The RBI has stipulated that all transactions using cards in India for payments should follow a two-factor authentication requirement. While there are no specific stipulations in place for mobile wallet payments, it’s prudent for the industry to consider this if they want to prevent frauds. With so many hurdles troubling the incumbent mobile wallet industry, an opportunity for super wallets arises because of enhanced convenience and security.
Data proves that since the advent of two-factor authentication, consumer confidence in using cards both online and at offline stores has gone up tremendously. Two-factor authentication has also been instrumental in reducing the number of card frauds and data cloning. Even now there are a few instances of such frauds surfacing but most of them can be attributed to gullible customers letting their passwords out.
How super wallets can transform the payments industry in India
With the amount of security and money laundering risks still rooted in mobile wallets, we are probably better off using our credit and debit cards to pay more securely for online transactions.
New ‘super wallet’ products are being introduced as a solution to the threats of cyber frauds. By linking existing bank accounts, credit cards and debit cards on a single platform, users have a choice to decide how they want to pay for goods and services. Super Wallets store bank account information and not money, which means that users don’t lose out on interest in the mean time. Super wallets bring together different platforms, devices and channels to make the process of payments as seamless as possible.

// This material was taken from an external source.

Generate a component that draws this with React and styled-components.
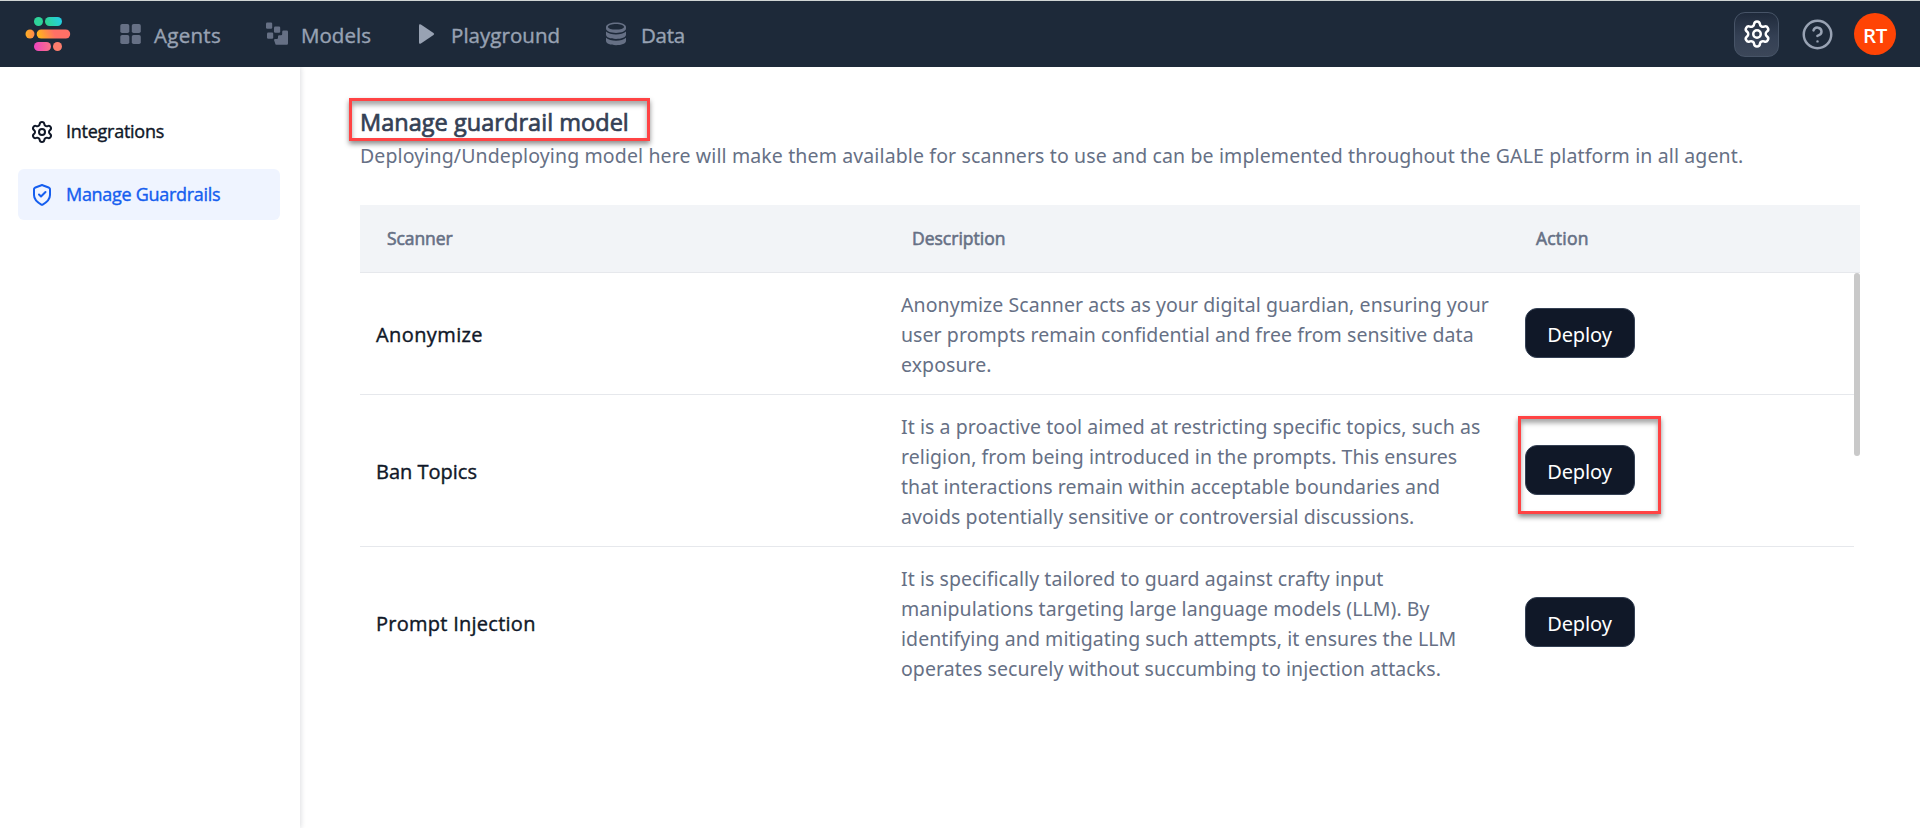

The human race is continuously on the cusp of evolving to the next level. On this backdrop, Super Wallets can be considered as the next leap towards advancement in the new-age digital payments ecosystem. The need-gap analysis left unaddressed by mobile wallets, particularly from cyber security perspective, is perfectly overcome by the value proposition offered by super wallets. Super wallets will certainly help tide over the cyber fear.